I guess you were right, politics are banned, but academics aren't
No, that's not great either. That's the Chinese gov wanting to block knowledge from outside about political events, probably. This is something worse though in my opinion, since it actively halts innovation standardization which shouldn't have anything to do with politics.
That so called "authoritarian" government is more honest than your adopted "free world" government. Therefore, if you can turn a blind eye to the "free world", then please use those unseeing eyes of yours more frequently. Yes, two can speak your second language, you spineless "dissident".
Actually, I have to say, lots of people are able to use Google and Wikipedia in China even though Chinese gov officially bans them, including me. There are dozens of methods to cross the "wall".

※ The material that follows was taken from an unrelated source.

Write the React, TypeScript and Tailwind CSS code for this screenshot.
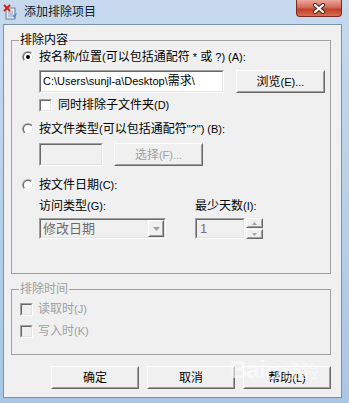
import React from 'react';

const font = "font-['Liberation_Sans','Noto_Sans_CJK_SC',sans-serif]";

// Latin runs are drawn a pixel smaller, like Tahoma beside the CJK glyphs
const T: React.FC<{ s: string }> = ({ s }) => (
  <>
    {s.split(/([\u4e00-\u9fff]+)/).filter(Boolean).map((part, i) =>
      /[\u4e00-\u9fff]/.test(part) ? <span key={i}>{part}</span> : <span key={i} className="text-[11px]">{part}</span>
    )}
  </>
);

const Sunken: React.FC<{ className?: string; inner?: string; children?: React.ReactNode }> = ({ className = '', inner = 'bg-white', children }) => (
  <div className={`border border-t-[#a0a0a0] border-l-[#a0a0a0] border-b-white border-r-white ${className}`}>
    <div className={`h-full w-full border border-t-[#696969] border-l-[#696969] border-b-[#e3e3e3] border-r-[#e3e3e3] ${inner}`}>
      {children}
    </div>
  </div>
);

const Raised: React.FC<{ className?: string; children?: React.ReactNode; disabled?: boolean }> = ({ className = '', children, disabled }) => (
  <div className={`border border-t-white border-l-white border-b-[#696969] border-r-[#696969] bg-[#f0f0f0] ${className}`}>
    <div className={`flex h-full w-full items-center justify-center border border-t-[#f0f0f0] border-l-[#f0f0f0] border-b-[#a0a0a0] border-r-[#a0a0a0] text-[12px] leading-[16px] ${disabled ? 'text-[#a0a0a0]' : 'text-black'}`}>
      {children}
    </div>
  </div>
);

const Radio: React.FC<{ checked?: boolean }> = ({ checked }) => (
  <div className="flex h-[12px] w-[12px] shrink-0 items-center justify-center rounded-full bg-[linear-gradient(135deg,#a0a0a0_50%,#ffffff_50%)]">
    <div className="flex h-[10px] w-[10px] items-center justify-center rounded-full bg-[linear-gradient(135deg,#696969_50%,#e3e3e3_50%)]">
      <div className="flex h-[8px] w-[8px] items-center justify-center rounded-full bg-white">
        {checked && <div className="h-[4px] w-[4px] rounded-full bg-black" />}
      </div>
    </div>
  </div>
);

const Check: React.FC<{ disabled?: boolean }> = ({ disabled }) => (
  <Sunken className="h-[13px] w-[13px] shrink-0" inner={disabled ? 'bg-[#f0f0f0]' : 'bg-white'} />
);

const Arrow: React.FC<{ up?: boolean; size?: number }> = ({ up, size = 7 }) => (
  <svg width={size} height={Math.ceil(size / 2)} viewBox="0 0 7 4">
    <path d={up ? 'M3.5 0 L7 4 L0 4 Z' : 'M0 0 L7 0 L3.5 4 Z'} fill="#a0a0a0" />
  </svg>
);

const TitleIcon = () => (
  <svg width="16" height="16" viewBox="0 0 16 16">
    <rect x="3" y="4" width="9" height="11" fill="#dfe7f0" stroke="#6b7f99" />
    <path d="M5 8h5M5 10h5M5 12h4" stroke="#8fa3bd" />
    <path d="M9 12 l5 -3 l-2 5 z" fill="#4d8bd6" />
    <path d="M1 1 L7 7 M7 1 L1 7" stroke="#d42020" strokeWidth="2" />
  </svg>
);

export default function App() {
  return (
    <div className={`relative flex h-[403px] w-[349px] flex-col bg-[linear-gradient(180deg,#c6d9ee_0%,#bcd2ea_40%,#a9c6e6_100%)] ${font}`}>
      {/* title bar */}
      <div className="flex h-[24px] shrink-0 items-center">
        <div className="ml-[3px]"><TitleIcon /></div>
        <span className="ml-[5px] text-[12px] leading-[16px] text-[#0c1a2b]">添加排除项目</span>
        <div className="ml-auto mr-[7px] flex h-[17px] w-[46px] self-start items-center justify-center rounded-b-[4px] border border-t-0 border-[#7a2a22] bg-[linear-gradient(180deg,#e9a899_0%,#d46a58_45%,#c2402c_60%,#d8704f_100%)]">
          <svg width="14" height="11" viewBox="0 0 14 11">
            <path d="M3 2 L11 9 M11 2 L3 9" stroke="#3a2020" strokeWidth="4" strokeLinecap="round" />
            <path d="M3 2 L11 9 M11 2 L3 9" stroke="#ffffff" strokeWidth="2.2" strokeLinecap="round" />
          </svg>
        </div>
      </div>

      {/* client */}
      <div className="mb-[5px] ml-[3px] mr-[7px] flex flex-1 flex-col border border-[#7b90a9] bg-[#f0f0f0] text-[12px] leading-[16px] text-black">
        <fieldset className="ml-[7px] mt-[7px] w-[320px] border border-[#a0a0a0]">
          <legend className="ml-[7px] px-[1px] leading-[16px]">排除内容</legend>
          <div className="ml-[10px] mt-[1px] flex h-[16px] items-center gap-[5px]">
            <Radio checked />
            <span><T s="按名称/位置(可以包括通配符 * 或 ?) (A):" /></span>
          </div>
          <div className="ml-[27px] mt-[5px] flex h-[23px]">
            <Sunken className="h-[23px] w-[185px]">
              <div className="px-[2px] leading-[19px]"><T s="C:\Users\sunjl-a\Desktop\需求\" /></div>
            </Sunken>
            <Raised className="ml-[12px] h-[23px] w-[89px]"><T s="浏览(E)..." /></Raised>
          </div>
          <div className="ml-[27px] mt-[4px] flex h-[16px] items-center gap-[6px]">
            <Check />
            <span><T s="同时排除子文件夹(D)" /></span>
          </div>
          <div className="ml-[10px] mt-[8px] flex h-[16px] items-center gap-[5px]">
            <Radio />
            <span><T s={'按文件类型(可以包括通配符"?") (B):'} /></span>
          </div>
          <div className="ml-[27px] mt-[6px] flex h-[23px]">
            <Sunken className="h-[23px] w-[64px]" inner="bg-[#f0f0f0]" />
            <Raised className="ml-[11px] h-[23px] w-[89px]" disabled><T s="选择(F)..." /></Raised>
          </div>
          <div className="ml-[10px] mt-[11px] flex h-[16px] items-center gap-[5px]">
            <Radio />
            <span><T s="按文件日期(C):" /></span>
          </div>
          <div className="ml-[27px] mt-[5px] flex h-[16px]">
            <span className="w-[156px]"><T s="访问类型(G):" /></span>
            <span><T s="最少天数(I):" /></span>
          </div>
          <div className="mb-[34px] ml-[27px] mt-[4px] flex h-[21px]">
            <Sunken className="h-[21px] w-[127px]" inner="bg-[#f0f0f0] flex items-center">
              <span className="flex-1 pl-[2px] text-[13px] leading-[17px] text-[#6d6d6d]">修改日期</span>
              <Raised className="h-[17px] w-[16px]"><Arrow /></Raised>
            </Sunken>
            <Sunken className="ml-[29px] h-[21px] w-[50px]" inner="bg-[#f0f0f0]">
              <div className="pl-[3px] text-[13px] leading-[17px] text-[#7a6d80]">1</div>
            </Sunken>
            <div className="ml-[1px] flex w-[17px] flex-col">
              <Raised className="h-[10px] w-[17px]"><Arrow up size={5} /></Raised>
              <Raised className="mt-[1px] h-[10px] w-[17px]"><Arrow size={5} /></Raised>
            </div>
          </div>
        </fieldset>

        <fieldset className="ml-[7px] mt-[7px] w-[320px] border border-[#a0a0a0] text-[#a0a0a0]">
          <legend className="ml-[7px] px-[1px] leading-[16px]">排除时间</legend>
          <div className="ml-[8px] mt-[4px] flex h-[16px] items-center gap-[5px]">
            <Check disabled />
            <span><T s="读取时(J)" /></span>
          </div>
          <div className="mb-[15px] ml-[8px] mt-[6px] flex h-[16px] items-center gap-[5px]">
            <Check disabled />
            <span><T s="写入时(K)" /></span>
          </div>
        </fieldset>

        <div className="mr-[10px] mt-[11px] flex justify-end gap-[8px]">
          <Raised className="h-[23px] w-[88px]">确定</Raised>
          <Raised className="h-[23px] w-[88px]">取消</Raised>
          <Raised className="h-[23px] w-[88px]"><T s="帮助(L)" /></Raised>
        </div>
      </div>

      {/* watermark */}
      <div className="pointer-events-none absolute left-[230px] top-[356px] flex items-end gap-[2px] text-white/60">
        <span className="text-[24px] font-bold leading-[28px] tracking-[-1px]">Bai</span>
        <span className="mb-[4px] h-[14px] w-[14px] rounded-full border-2 border-white/60" />
        <span className="text-[18px] leading-[24px]">经验</span>
      </div>
    </div>
  );
}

It is a mistake for China gov to ban wiki or google scholar. It is a mistake for US gov to ask IEEE to ban Chinese as well.However, you can not say that US gov is right in this way because China gov has done something wrong.
It seems that Huawei is the US hostage in the China-US trade negotiations. I wonder who the US company will be that China will decides to screw over in retaliation?
It is. Although I strongly believe Trump was going to use Huawei card after the trade negotiation. By that time, US would have had a good deal, and Huawei is a step to gain a lot more. Luckily for China, he has been forced to show this card now.
By targeting Boeing, they really are targeting FAA power over other national or transnational agencies. Can this cause repercussion on other US agency power? I know that FDA ruling is mostly ignored in western countries, and this do not impact any other US-based agencies, so maybe it won't have any other consequences.
If this only impact Boeing the US should be glad. And Boeing deserve a slap anyway. Their decision killed more than 300 people and the people responsible won't really be impacted (as the marginal utility of the money decrease the more you already have).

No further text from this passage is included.